The Jareckes stay in touch with their Syrian relatives, mostly on Facebook. Jarecke said the relatives tell them things are getting better in Syria, but he suspects they are putting a positive spin on a dire situation.

He wants to return to Syria, but he fears it will be hard for Souad to get back into the country.

‘Treasure of my life’

The Jareckes moved to Joliet in 1992, and the Jarecke children attend Laurel High School, Rocky Mountain College and Montana State University.
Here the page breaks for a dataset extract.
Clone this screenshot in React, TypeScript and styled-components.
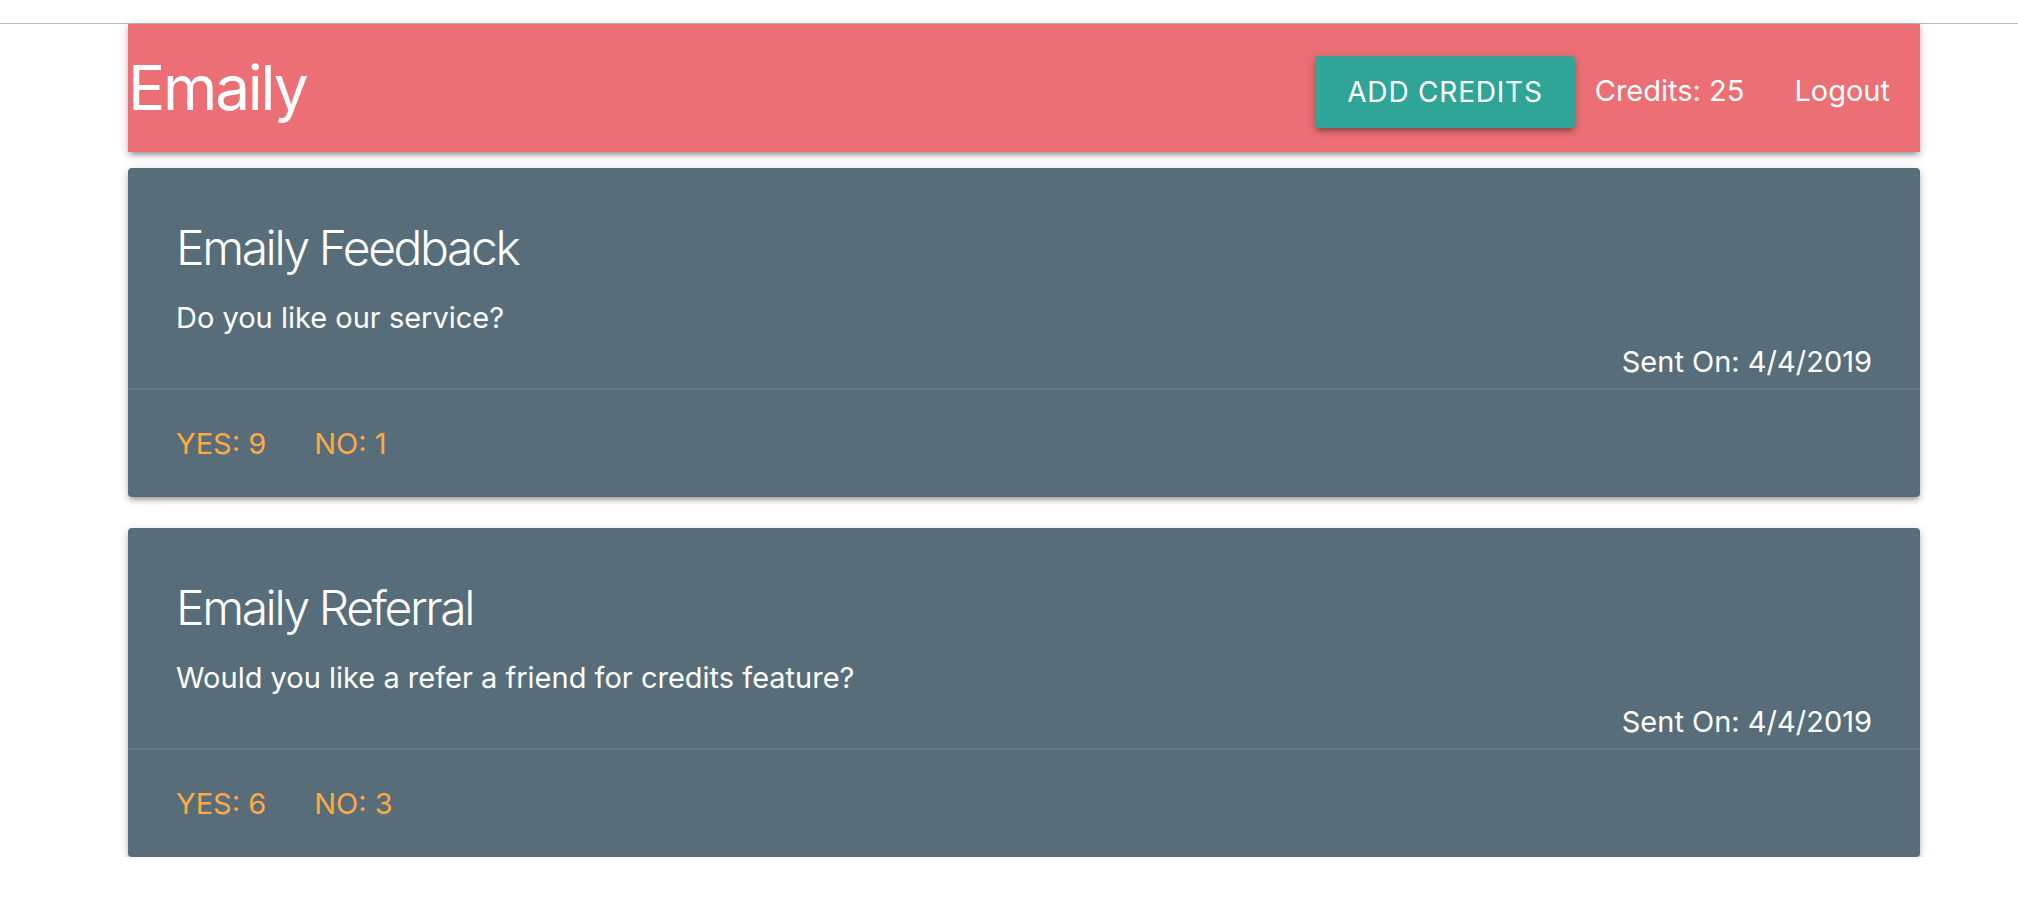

On Jarecke’s first trip to Syria in 1993, he and Souad visited one of the oldest Christian monasteries in the world, Our Lady of Saidnaya. A nun whispered to Souad that she was with child. Nine months later, their first child, Shadya, was born.

Now 22 and a student at Rocky Mountain College, Shadya has helped promote the Syrian prints.

“I am so proud of my dad. He’s one of the most compassionate people I know,” Shadya said.

Jarecke and Souad met in the 1980s when they attended the University of Nebraska in Omaha. In 1989, Jarecke moved to New York to work for Life and Time magazines. A friend suggested that Souad get in touch with Jarecke so he could show her around New York.

For their first real date, he left Beijing where he was on assignment to photograph the Tiananmen Square demonstrations, which led to the June 4, 1989, massacre.

“I called her and said, ‘It’s my grandma’s birthday. Maybe you can have dinner with us.’ Her sister said, ‘He’s calling from China, you have to say yes.’ I left China to make this date and I didn’t even tell my editors I left. I upset a lot of people, but I got the greatest treasure of my life — my wife.”